+++ PROVIDED DATA +++

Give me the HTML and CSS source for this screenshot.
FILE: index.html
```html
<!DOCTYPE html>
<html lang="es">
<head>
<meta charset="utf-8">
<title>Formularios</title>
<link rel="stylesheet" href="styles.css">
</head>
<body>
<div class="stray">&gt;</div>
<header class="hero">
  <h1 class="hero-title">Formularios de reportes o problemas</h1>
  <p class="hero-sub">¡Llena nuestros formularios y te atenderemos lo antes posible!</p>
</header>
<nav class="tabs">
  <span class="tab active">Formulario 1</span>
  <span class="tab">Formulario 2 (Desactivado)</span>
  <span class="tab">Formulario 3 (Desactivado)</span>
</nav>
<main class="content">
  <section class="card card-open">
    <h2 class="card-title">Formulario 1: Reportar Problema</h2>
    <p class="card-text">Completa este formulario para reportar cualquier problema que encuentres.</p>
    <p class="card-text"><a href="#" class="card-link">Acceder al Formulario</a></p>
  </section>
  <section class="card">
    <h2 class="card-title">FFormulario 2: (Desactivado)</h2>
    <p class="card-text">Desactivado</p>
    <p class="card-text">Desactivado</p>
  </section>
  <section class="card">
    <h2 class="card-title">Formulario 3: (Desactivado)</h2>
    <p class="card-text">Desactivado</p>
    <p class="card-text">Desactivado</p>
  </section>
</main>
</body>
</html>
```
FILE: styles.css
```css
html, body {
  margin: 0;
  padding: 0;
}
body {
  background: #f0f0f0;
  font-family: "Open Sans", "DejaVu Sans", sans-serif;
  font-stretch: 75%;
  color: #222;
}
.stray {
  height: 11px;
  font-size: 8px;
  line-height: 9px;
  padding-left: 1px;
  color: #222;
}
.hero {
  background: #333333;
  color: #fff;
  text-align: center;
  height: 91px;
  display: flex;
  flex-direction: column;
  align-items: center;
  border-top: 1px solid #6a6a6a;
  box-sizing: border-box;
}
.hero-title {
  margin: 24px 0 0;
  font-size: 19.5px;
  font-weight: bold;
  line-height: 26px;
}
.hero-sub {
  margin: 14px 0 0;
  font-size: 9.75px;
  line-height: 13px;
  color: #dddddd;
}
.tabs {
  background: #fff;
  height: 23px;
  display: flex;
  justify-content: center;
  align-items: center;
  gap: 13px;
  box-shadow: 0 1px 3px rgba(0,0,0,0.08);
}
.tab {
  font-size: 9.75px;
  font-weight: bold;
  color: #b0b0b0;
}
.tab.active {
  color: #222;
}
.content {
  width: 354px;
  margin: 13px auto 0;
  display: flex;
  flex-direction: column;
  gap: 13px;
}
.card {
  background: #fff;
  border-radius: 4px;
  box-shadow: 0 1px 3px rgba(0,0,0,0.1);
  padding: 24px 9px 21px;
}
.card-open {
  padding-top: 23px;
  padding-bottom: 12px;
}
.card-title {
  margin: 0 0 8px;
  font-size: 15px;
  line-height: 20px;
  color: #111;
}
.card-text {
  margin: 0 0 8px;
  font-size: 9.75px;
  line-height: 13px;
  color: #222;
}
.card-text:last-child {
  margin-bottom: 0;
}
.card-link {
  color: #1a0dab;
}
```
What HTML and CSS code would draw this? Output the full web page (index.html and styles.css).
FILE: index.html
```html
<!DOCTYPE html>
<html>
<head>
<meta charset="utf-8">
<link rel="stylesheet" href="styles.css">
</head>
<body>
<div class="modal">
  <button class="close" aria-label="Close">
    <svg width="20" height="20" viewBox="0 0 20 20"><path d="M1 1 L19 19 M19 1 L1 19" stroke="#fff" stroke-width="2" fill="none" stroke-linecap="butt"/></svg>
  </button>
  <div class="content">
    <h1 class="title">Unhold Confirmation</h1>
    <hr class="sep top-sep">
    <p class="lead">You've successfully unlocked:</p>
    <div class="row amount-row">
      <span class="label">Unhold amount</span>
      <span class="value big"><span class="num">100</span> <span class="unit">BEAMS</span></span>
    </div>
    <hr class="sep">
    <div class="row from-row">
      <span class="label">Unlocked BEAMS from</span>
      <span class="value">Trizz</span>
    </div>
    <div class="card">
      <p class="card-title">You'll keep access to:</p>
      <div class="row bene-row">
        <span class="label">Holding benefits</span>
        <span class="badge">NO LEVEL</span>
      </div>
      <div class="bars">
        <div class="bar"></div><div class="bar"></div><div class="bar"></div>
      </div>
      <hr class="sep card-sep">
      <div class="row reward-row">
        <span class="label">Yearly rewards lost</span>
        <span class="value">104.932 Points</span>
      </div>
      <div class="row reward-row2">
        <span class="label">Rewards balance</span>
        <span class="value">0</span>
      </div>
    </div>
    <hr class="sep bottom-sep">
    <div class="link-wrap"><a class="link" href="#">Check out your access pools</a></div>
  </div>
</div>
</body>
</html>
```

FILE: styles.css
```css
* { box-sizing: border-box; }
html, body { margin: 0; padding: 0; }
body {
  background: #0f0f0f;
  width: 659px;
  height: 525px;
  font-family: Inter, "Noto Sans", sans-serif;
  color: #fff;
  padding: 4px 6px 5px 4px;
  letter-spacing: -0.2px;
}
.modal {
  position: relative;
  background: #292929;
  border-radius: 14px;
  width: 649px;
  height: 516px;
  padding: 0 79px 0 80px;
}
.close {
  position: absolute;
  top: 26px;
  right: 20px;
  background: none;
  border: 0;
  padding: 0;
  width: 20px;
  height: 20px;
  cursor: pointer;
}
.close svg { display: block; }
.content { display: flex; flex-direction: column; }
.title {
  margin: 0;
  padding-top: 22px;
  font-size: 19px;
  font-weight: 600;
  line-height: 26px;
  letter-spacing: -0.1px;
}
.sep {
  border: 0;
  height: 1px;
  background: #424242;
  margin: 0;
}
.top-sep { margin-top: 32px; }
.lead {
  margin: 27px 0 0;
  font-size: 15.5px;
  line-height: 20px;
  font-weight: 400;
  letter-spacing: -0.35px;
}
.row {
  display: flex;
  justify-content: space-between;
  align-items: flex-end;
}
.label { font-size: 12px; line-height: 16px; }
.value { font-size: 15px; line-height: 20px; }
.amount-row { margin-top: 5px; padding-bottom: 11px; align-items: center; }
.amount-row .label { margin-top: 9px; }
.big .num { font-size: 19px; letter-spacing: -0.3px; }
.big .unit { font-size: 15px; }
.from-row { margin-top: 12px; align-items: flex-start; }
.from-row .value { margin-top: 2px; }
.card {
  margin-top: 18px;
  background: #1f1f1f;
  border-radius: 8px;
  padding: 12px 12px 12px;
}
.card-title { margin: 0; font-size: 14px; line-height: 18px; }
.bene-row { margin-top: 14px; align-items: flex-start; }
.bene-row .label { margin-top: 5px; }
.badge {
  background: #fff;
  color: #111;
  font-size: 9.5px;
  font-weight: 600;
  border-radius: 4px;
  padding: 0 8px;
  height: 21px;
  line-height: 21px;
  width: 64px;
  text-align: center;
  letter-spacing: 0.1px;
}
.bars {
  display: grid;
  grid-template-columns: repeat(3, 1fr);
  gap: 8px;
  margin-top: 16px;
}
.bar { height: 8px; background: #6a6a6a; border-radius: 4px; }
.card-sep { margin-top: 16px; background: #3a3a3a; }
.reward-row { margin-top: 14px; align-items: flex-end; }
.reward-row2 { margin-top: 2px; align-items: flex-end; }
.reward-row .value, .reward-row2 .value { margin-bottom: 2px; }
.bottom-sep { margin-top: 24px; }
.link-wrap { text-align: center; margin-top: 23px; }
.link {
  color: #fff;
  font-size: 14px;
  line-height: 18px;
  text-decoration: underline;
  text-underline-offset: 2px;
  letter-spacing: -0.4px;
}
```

+++

Write the entire listing out again, word for word.

Give me the HTML and CSS source for this screenshot.
FILE: index.html
```html
<!DOCTYPE html>
<html lang="es">
<head>
<meta charset="utf-8">
<title>Formularios</title>
<link rel="stylesheet" href="styles.css">
</head>
<body>
<div class="stray">&gt;</div>
<header class="hero">
  <h1 class="hero-title">Formularios de reportes o problemas</h1>
  <p class="hero-sub">¡Llena nuestros formularios y te atenderemos lo antes posible!</p>
</header>
<nav class="tabs">
  <span class="tab active">Formulario 1</span>
  <span class="tab">Formulario 2 (Desactivado)</span>
  <span class="tab">Formulario 3 (Desactivado)</span>
</nav>
<main class="content">
  <section class="card card-open">
    <h2 class="card-title">Formulario 1: Reportar Problema</h2>
    <p class="card-text">Completa este formulario para reportar cualquier problema que encuentres.</p>
    <p class="card-text"><a href="#" class="card-link">Acceder al Formulario</a></p>
  </section>
  <section class="card">
    <h2 class="card-title">FFormulario 2: (Desactivado)</h2>
    <p class="card-text">Desactivado</p>
    <p class="card-text">Desactivado</p>
  </section>
  <section class="card">
    <h2 class="card-title">Formulario 3: (Desactivado)</h2>
    <p class="card-text">Desactivado</p>
    <p class="card-text">Desactivado</p>
  </section>
</main>
</body>
</html>
```
FILE: styles.css
```css
html, body {
  margin: 0;
  padding: 0;
}
body {
  background: #f0f0f0;
  font-family: "Open Sans", "DejaVu Sans", sans-serif;
  font-stretch: 75%;
  color: #222;
}
.stray {
  height: 11px;
  font-size: 8px;
  line-height: 9px;
  padding-left: 1px;
  color: #222;
}
.hero {
  background: #333333;
  color: #fff;
  text-align: center;
  height: 91px;
  display: flex;
  flex-direction: column;
  align-items: center;
  border-top: 1px solid #6a6a6a;
  box-sizing: border-box;
}
.hero-title {
  margin: 24px 0 0;
  font-size: 19.5px;
  font-weight: bold;
  line-height: 26px;
}
.hero-sub {
  margin: 14px 0 0;
  font-size: 9.75px;
  line-height: 13px;
  color: #dddddd;
}
.tabs {
  background: #fff;
  height: 23px;
  display: flex;
  justify-content: center;
  align-items: center;
  gap: 13px;
  box-shadow: 0 1px 3px rgba(0,0,0,0.08);
}
.tab {
  font-size: 9.75px;
  font-weight: bold;
  color: #b0b0b0;
}
.tab.active {
  color: #222;
}
.content {
  width: 354px;
  margin: 13px auto 0;
  display: flex;
  flex-direction: column;
  gap: 13px;
}
.card {
  background: #fff;
  border-radius: 4px;
  box-shadow: 0 1px 3px rgba(0,0,0,0.1);
  padding: 24px 9px 21px;
}
.card-open {
  padding-top: 23px;
  padding-bottom: 12px;
}
.card-title {
  margin: 0 0 8px;
  font-size: 15px;
  line-height: 20px;
  color: #111;
}
.card-text {
  margin: 0 0 8px;
  font-size: 9.75px;
  line-height: 13px;
  color: #222;
}
.card-text:last-child {
  margin-bottom: 0;
}
.card-link {
  color: #1a0dab;
}
```
What HTML and CSS code would draw this? Output the full web page (index.html and styles.css).
FILE: index.html
```html
<!DOCTYPE html>
<html>
<head>
<meta charset="utf-8">
<link rel="stylesheet" href="styles.css">
</head>
<body>
<div class="modal">
  <button class="close" aria-label="Close">
    <svg width="20" height="20" viewBox="0 0 20 20"><path d="M1 1 L19 19 M19 1 L1 19" stroke="#fff" stroke-width="2" fill="none" stroke-linecap="butt"/></svg>
  </button>
  <div class="content">
    <h1 class="title">Unhold Confirmation</h1>
    <hr class="sep top-sep">
    <p class="lead">You've successfully unlocked:</p>
    <div class="row amount-row">
      <span class="label">Unhold amount</span>
      <span class="value big"><span class="num">100</span> <span class="unit">BEAMS</span></span>
    </div>
    <hr class="sep">
    <div class="row from-row">
      <span class="label">Unlocked BEAMS from</span>
      <span class="value">Trizz</span>
    </div>
    <div class="card">
      <p class="card-title">You'll keep access to:</p>
      <div class="row bene-row">
        <span class="label">Holding benefits</span>
        <span class="badge">NO LEVEL</span>
      </div>
      <div class="bars">
        <div class="bar"></div><div class="bar"></div><div class="bar"></div>
      </div>
      <hr class="sep card-sep">
      <div class="row reward-row">
        <span class="label">Yearly rewards lost</span>
        <span class="value">104.932 Points</span>
      </div>
      <div class="row reward-row2">
        <span class="label">Rewards balance</span>
        <span class="value">0</span>
      </div>
    </div>
    <hr class="sep bottom-sep">
    <div class="link-wrap"><a class="link" href="#">Check out your access pools</a></div>
  </div>
</div>
</body>
</html>
```

FILE: styles.css
```css
* { box-sizing: border-box; }
html, body { margin: 0; padding: 0; }
body {
  background: #0f0f0f;
  width: 659px;
  height: 525px;
  font-family: Inter, "Noto Sans", sans-serif;
  color: #fff;
  padding: 4px 6px 5px 4px;
  letter-spacing: -0.2px;
}
.modal {
  position: relative;
  background: #292929;
  border-radius: 14px;
  width: 649px;
  height: 516px;
  padding: 0 79px 0 80px;
}
.close {
  position: absolute;
  top: 26px;
  right: 20px;
  background: none;
  border: 0;
  padding: 0;
  width: 20px;
  height: 20px;
  cursor: pointer;
}
.close svg { display: block; }
.content { display: flex; flex-direction: column; }
.title {
  margin: 0;
  padding-top: 22px;
  font-size: 19px;
  font-weight: 600;
  line-height: 26px;
  letter-spacing: -0.1px;
}
.sep {
  border: 0;
  height: 1px;
  background: #424242;
  margin: 0;
}
.top-sep { margin-top: 32px; }
.lead {
  margin: 27px 0 0;
  font-size: 15.5px;
  line-height: 20px;
  font-weight: 400;
  letter-spacing: -0.35px;
}
.row {
  display: flex;
  justify-content: space-between;
  align-items: flex-end;
}
.label { font-size: 12px; line-height: 16px; }
.value { font-size: 15px; line-height: 20px; }
.amount-row { margin-top: 5px; padding-bottom: 11px; align-items: center; }
.amount-row .label { margin-top: 9px; }
.big .num { font-size: 19px; letter-spacing: -0.3px; }
.big .unit { font-size: 15px; }
.from-row { margin-top: 12px; align-items: flex-start; }
.from-row .value { margin-top: 2px; }
.card {
  margin-top: 18px;
  background: #1f1f1f;
  border-radius: 8px;
  padding: 12px 12px 12px;
}
.card-title { margin: 0; font-size: 14px; line-height: 18px; }
.bene-row { margin-top: 14px; align-items: flex-start; }
.bene-row .label { margin-top: 5px; }
.badge {
  background: #fff;
  color: #111;
  font-size: 9.5px;
  font-weight: 600;
  border-radius: 4px;
  padding: 0 8px;
  height: 21px;
  line-height: 21px;
  width: 64px;
  text-align: center;
  letter-spacing: 0.1px;
}
.bars {
  display: grid;
  grid-template-columns: repeat(3, 1fr);
  gap: 8px;
  margin-top: 16px;
}
.bar { height: 8px; background: #6a6a6a; border-radius: 4px; }
.card-sep { margin-top: 16px; background: #3a3a3a; }
.reward-row { margin-top: 14px; align-items: flex-end; }
.reward-row2 { margin-top: 2px; align-items: flex-end; }
.reward-row .value, .reward-row2 .value { margin-bottom: 2px; }
.bottom-sep { margin-top: 24px; }
.link-wrap { text-align: center; margin-top: 23px; }
.link {
  color: #fff;
  font-size: 14px;
  line-height: 18px;
  text-decoration: underline;
  text-underline-offset: 2px;
  letter-spacing: -0.4px;
}
```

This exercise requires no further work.